Resilience Architecture

Version: 1.1 Status: Implemented (Core) Layer: Infrastructure Source: src/resilience/

1. Overview

Jorvis implements a robust resilience layer to handle the inherent instability of external LLM APIs (Gemini, OpenAI) and database connections. The system uses the Circuit Breaker, Retry, and Bulkhead patterns to prevent cascading failures and ensure graceful degradation.

2. Circuit Breaker Pattern

Service: CircuitBreakerService (src/resilience/circuit-breaker.service.ts)

Protects the system from repeatedly calling failing services.

2.1 States

CLOSED: Normal operation. Requests pass through.
OPEN: Failure threshold exceeded. All requests rejected immediately.
HALF_OPEN: Probe state. Limited requests allowed to test recovery.

2.2 Configuration (`CircuitBreakerConfig`)
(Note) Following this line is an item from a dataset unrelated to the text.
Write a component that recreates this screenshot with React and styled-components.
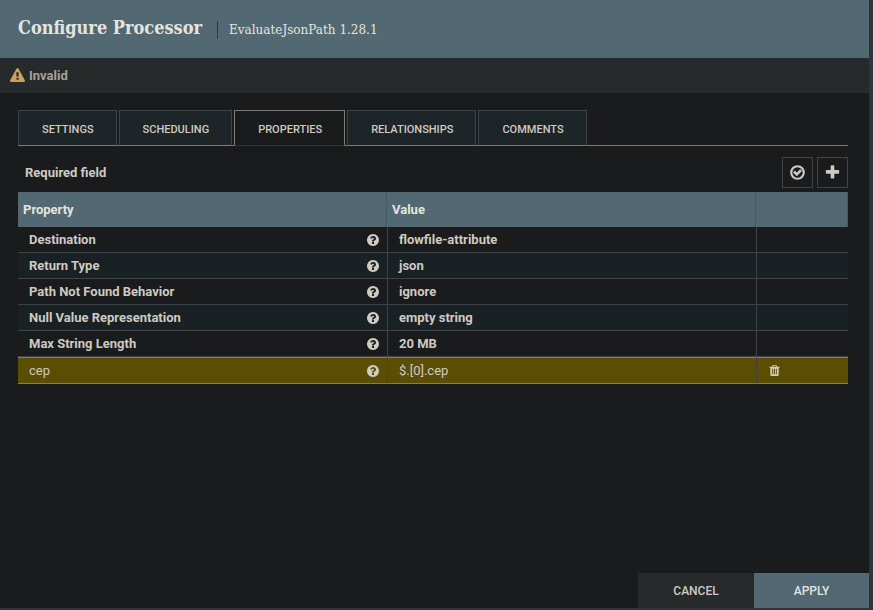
import React, { useState } from "react";
import styled, { createGlobalStyle } from "styled-components";

const GlobalStyle = createGlobalStyle`
  * { box-sizing: border-box; }
  body {
    margin: 0;
    background: #29383d;
    color: #cfcac2;
    font: 13px/18px Roboto, "Liberation Sans", sans-serif;
  }
  button { font: inherit; color: inherit; cursor: pointer; }
`;

const Page = styled.div`
  display: flex;
  min-height: 100vh;
  padding: 0 4px 2px 0;
`;

const Dialog = styled.main`
  display: flex;
  flex: 1;
  flex-direction: column;
  min-width: 0;
  background: #1a1b1d;
`;

const Header = styled.header`
  display: flex;
  align-items: center;
  height: 58px;
  padding: 0 18px 2px;
  background: #526872;
  color: #e6e3df;
`;

const Title = styled.h1`
  margin: 0;
  padding-right: 15px;
  font-family: "Roboto Slab", "DejaVu Serif Condensed", "DejaVu Serif", serif;
  font-size: 18px;
  line-height: 24px;
  font-weight: 700;
`;

const Subtitle = styled.div`
  margin-top: 4px;
  padding-left: 11px;
  border-left: 1px solid #2c3a40;
  font-family: "Roboto Slab", "DejaVu Serif", serif;
  font-size: 12px;
  line-height: 18px;
`;

const StatusBar = styled.div`
  display: flex;
  align-items: center;
  gap: 4px;
  height: 35px;
  padding: 0 10px;
  background: #262a2b;
  color: #a8a197;
  font-weight: 700;
`;

const Icon = styled.svg`
  display: block;
  flex: none;
  width: ${(p) => p.$size}px;
  height: ${(p) => p.$size}px;
  color: ${(p) => p.$color || "inherit"};
  fill: currentColor;
`;

const Content = styled.div`
  flex: 1;
  padding: 17px 21px 16px 18px;
`;

const TabList = styled.div`
  display: flex;
  gap: 2px;
  height: 36px;
  border-bottom: 1px solid #857b6d;
`;

const Tab = styled.button`
  height: 36px;
  padding: 4px 22px 0 23px;
  border: 1px solid ${(p) => (p.$active ? "#857b6d" : "#3d4346")};
  border-bottom-color: ${(p) => (p.$active ? "#303234" : "#857b6d")};
  background: ${(p) => (p.$active ? "#1a1b1d" : "#1e2528")};
  font-size: 11px;
  font-weight: 500;
`;

const Toolbar = styled.div`
  display: flex;
  align-items: center;
  gap: 4px;
  padding: 11px 0 4px 7px;
`;

const ToolbarLabel = styled.div`
  flex: 1;
  font-weight: 700;
`;

const SquareButton = styled.button`
  display: grid;
  place-items: center;
  width: 31px;
  height: 31px;
  padding: 0;
  border: 1px solid #3f4344;
  background: #1a1b1d;
`;

const Table = styled.table`
  width: 100%;
  table-layout: fixed;
  border-collapse: separate;
  border-spacing: 0;
`;

const ActionsCol = styled.col`
  width: 92px;
`;

const HeadCell = styled.th`
  height: 35px;
  padding: 0 5px;
  border-right: 1px solid #4c5a60;
  background: #526872;
  color: #e6e3df;
  text-align: left;
  font-weight: 700;
`;

const Row = styled.tr`
  height: ${(p) => (p.$custom ? 27 : 26)}px;
  background: ${(p) => (p.$custom ? "#5c4e00" : "transparent")};
  font-weight: ${(p) => (p.$custom ? 400 : 700)};
  &:nth-child(even):not(:last-child) { background: #1a2124; }
  & > td {
    border-bottom: 1px solid ${(p) => (p.$custom ? "#857b6d" : "#3d4346")};
    border-top: ${(p) => (p.$custom ? "1px solid #857b6d" : "0")};
  }
`;

const Cell = styled.td`
  padding: 0 7px 0 11px;
  & + & { border-left: 1px solid #3d4346; }
`;

const NameContent = styled.div`
  display: flex;
  align-items: center;
  justify-content: space-between;
`;

const IconButton = styled.button`
  display: block;
  padding: 0;
  border: 0;
  background: none;
`;

const Footer = styled.footer`
  display: flex;
  justify-content: flex-end;
`;

const FooterButton = styled.button`
  width: ${(p) => (p.$primary ? 115 : 116)}px;
  height: 35px;
  border: 0;
  background: ${(p) => (p.$primary ? "#526872" : "#262a2b")};
  color: ${(p) => (p.$primary ? "#e6e3df" : "#cfcac2")};
  font-size: 12px;
  font-weight: 500;
`;

const PATHS = {
  warning:
    "M1024 1375v-190q0-14-9.5-23.5t-22.5-9.5h-192q-13 0-22.5 9.5t-9.5 23.5v190q0 14 9.5 23.5t22.5 9.5h192q13 0 22.5-9.5t9.5-23.5zm-2-374l18-459q0-12-10-19-13-11-24-11h-220q-11 0-24 11-10 7-10 21l17 457q0 10 10 16.5t24 6.5h185q14 0 23.5-6.5t10.5-16.5zm-14-934l768 1408q35 63-2 126-17 29-46.5 46t-63.5 17h-1536q-34 0-63.5-17t-46.5-46q-37-63-2-126l768-1408q17-31 47-49t65-18 65 18 47 49z",
  question:
    "M1024 1376v-192q0-14-9-23t-23-9h-192q-14 0-23 9t-9 23v192q0 14 9 23t23 9h192q14 0 23-9t9-23zm256-672q0-88-55.5-163t-138.5-116-170-41q-243 0-371 213-15 24 8 42l132 100q7 6 19 6 16 0 25-12 53-68 86-92 34-24 86-24 48 0 85.5 26t37.5 59q0 38-20 61t-68 45q-63 28-115.5 86.5t-52.5 125.5v36q0 14 9 23t23 9h192q14 0 23-9t9-23q0-19 21.5-49.5t54.5-49.5q32-18 49-28.5t46-35 44.5-48 28-60.5 12.5-81zm384 192q0 209-103 385.5t-279.5 279.5-385.5 103-385.5-103-279.5-279.5-103-385.5 103-385.5 279.5-279.5 385.5-103 385.5 103 279.5 279.5 103 385.5z",
  plus:
    "M1600 736v192q0 40-28 68t-68 28h-416v416q0 40-28 68t-68 28h-192q-40 0-68-28t-28-68v-416h-416q-40 0-68-28t-28-68v-192q0-40 28-68t68-28h416v-416q0-40 28-68t68-28h192q40 0 68 28t28 68v416h416q40 0 68 28t28 68z",
  trash:
    "M704 1376v-704q0-14-9-23t-23-9h-64q-14 0-23 9t-9 23v704q0 14 9 23t23 9h64q14 0 23-9t9-23zm256 0v-704q0-14-9-23t-23-9h-64q-14 0-23 9t-9 23v704q0 14 9 23t23 9h64q14 0 23-9t9-23zm256 0v-704q0-14-9-23t-23-9h-64q-14 0-23 9t-9 23v704q0 14 9 23t23 9h64q14 0 23-9t9-23zm-544-992h448l-48-117q-7-9-17-11h-317q-10 2-17 11zm928 32v64q0 14-9 23t-23 9h-96v948q0 83-47 143.5t-113 60.5h-832q-66 0-113-58.5t-47-141.5v-952h-96q-14 0-23-9t-9-23v-64q0-14 9-23t23-9h309l70-167q15-37 54-63t79-26h320q40 0 79 26t54 63l70 167h309q14 0 23 9t9 23z",
};

function Glyph({ name, size, color }) {
  return (
    <Icon viewBox="0 0 1792 1792" $size={size} $color={color} aria-hidden="true">
      <path d={PATHS[name]} />
    </Icon>
  );
}

function CheckCircle({ size }) {
  return (
    <Icon viewBox="0 0 1792 1792" $size={size} aria-hidden="true">
      <circle cx="896" cy="896" r="660" fill="none" stroke="currentColor" strokeWidth="230" />
      <path
        d="M520 790L820 1090L1272 638"
        fill="none"
        stroke="currentColor"
        strokeWidth="270"
        strokeLinejoin="miter"
      />
    </Icon>
  );
}

const TABS = ["SETTINGS", "SCHEDULING", "PROPERTIES", "RELATIONSHIPS", "COMMENTS"];

const PROPERTIES = [
  { name: "Destination", value: "flowfile-attribute" },
  { name: "Return Type", value: "json" },
  { name: "Path Not Found Behavior", value: "ignore" },
  { name: "Null Value Representation", value: "empty string" },
  { name: "Max String Length", value: "20 MB" },
  { name: "cep", value: "$.[0].cep", custom: true },
];

export default function App() {
  const [active, setActive] = useState("PROPERTIES");
  return (
    <>
      <GlobalStyle />
      <Page>
        <Dialog>
          <Header>
            <Title>Configure Processor</Title>
            <Subtitle>EvaluateJsonPath 1.28.1</Subtitle>
          </Header>
          <StatusBar>
            <Glyph name="warning" size={15} color="#cf9f5d" />
            Invalid
          </StatusBar>
          <Content>
            <TabList role="tablist">
              {TABS.map((tab) => (
                <Tab
                  key={tab}
                  type="button"
                  role="tab"
                  aria-selected={tab === active}
                  $active={tab === active}
                  onClick={() => setActive(tab)}
                >
                  {tab}
                </Tab>
              ))}
            </TabList>
            <Toolbar>
              <ToolbarLabel>Required field</ToolbarLabel>
              <SquareButton type="button" aria-label="Verify properties">
                <CheckCircle size={17} />
              </SquareButton>
              <SquareButton type="button" aria-label="Add property">
                <Glyph name="plus" size={17} />
              </SquareButton>
            </Toolbar>
            <Table>
              <colgroup>
                <col />
                <col />
                <ActionsCol />
              </colgroup>
              <thead>
                <tr>
                  <HeadCell scope="col">Property</HeadCell>
                  <HeadCell scope="col">Value</HeadCell>
                  <HeadCell scope="col" aria-label="Actions" />
                </tr>
              </thead>
              <tbody>
                {PROPERTIES.map(({ name, value, custom }) => (
                  <Row key={name} $custom={custom}>
                    <Cell>
                      <NameContent>
                        {name}
                        <IconButton type="button" aria-label={`About ${name}`}>
                          <Glyph name="question" size={14} />
                        </IconButton>
                      </NameContent>
                    </Cell>
                    <Cell>{value}</Cell>
                    <Cell>
                      {custom && (
                        <IconButton type="button" aria-label={`Delete ${name}`}>
                          <Glyph name="trash" size={13} />
                        </IconButton>
                      )}
                    </Cell>
                  </Row>
                ))}
              </tbody>
            </Table>
          </Content>
          <Footer>
            <FooterButton type="button">CANCEL</FooterButton>
            <FooterButton type="button" $primary>
              APPLY
            </FooterButton>
          </Footer>
        </Dialog>
      </Page>
    </>
  );
}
These values are configurable via environment variables:

Feature	Env Var	Default	Description
Failure Threshold	`JORVIS_CB_FAILURE_THRESHOLD`	5	consecutive failures to open circuit
Success Threshold	`JORVIS_CB_SUCCESS_THRESHOLD`	2	consecutive successes to close circuit
Open Duration	`JORVIS_CB_OPEN_DURATION_MS`	30000	ms to wait before half-open
Half-Open Limit	`JORVIS_CB_HALF_OPEN_MAX_CALLS`	3	max probe requests

2.3 Usage Example

if (this.circuitBreaker.canCall('gemini-api')) {
  try {
    const result = await this.gemini.generate();
    this.circuitBreaker.recordSuccess('gemini-api');
    return result;
  } catch (error) {
    this.circuitBreaker.recordFailure('gemini-api');
    throw error;
  }
} else {
  throw new ServiceUnavailableException('Gemini API is unavailable (Circuit Open)');
}

3. Retry Strategy

Utility: backoff.util.ts

Implements Exponential Backoff with Jitter to safely retry transient failures.

3.1 Algorithm

$delay = min(base \times 2^{attempt}, max\_delay) + jitter$

Base: Initial delay (e.g., 1000ms)
Max Delay: Cap to prevent excessive waits (e.g., 10s)
Jitter: Random +/- 10% to prevent thundering herd

3.2 Scenarios

Database Connection: Retries on startup (5 attempts).
LLM Rate Limits (429): Retries with respect to Retry-After header.
Network Timeouts: Retries for idempotent GET requests.

4. Graceful Degradation

Service: DegradationService (src/resilience/degradation.service.ts)

Ensures functionality (even if limited) when primary services fail.

Failure Mode	Fallback Action	Experience
Primary LLM (Gemini) Down	Switch to Secondary (OpenAI/Azure)	Slower, but functional
RAG Vector Store Down	Switch to Keyword Search (Postgres)	Lower relevance, but valid Data
SQL Generation Fails	Fallback to Pre-defined/Cached Queries	Limited scope
Voice TTS Down	Return Text-only response	No audio

5. Rate Limiting

Service: RateLimiterService (src/resilience/rate-limiter.service.ts)

Protects internal resources and external APIs from abuse.

Scope: Per-Tenant or Per-User
Storage: Redis (distributed) or Memory (local)
Limits:
- Free Tier: 50 requests/hour
- Pro Tier: 1000 requests/hour

6. Implementation Status (v0.7.0)

Component	Status	Notes
Circuit Breaker	✅ Active	Protecting Gemini/OpenAI calls
Exponential Backoff	✅ Active	DB startup, HTTP retries
Rate Limiting	✅ Active	Basic in-memory implementation
Fallback Chains	⚠️ Partial	LLM fallback works, RAG fallback planned

7. Future Roadmap (Phase R)

Redis-backed Rate Limiting: Move from memory to Redis for cluster support.
Bulkhead Pattern: Isolate execution pools for different tenants.
Adaptive Concurrency: Dynamically adjust concurrency based on latency.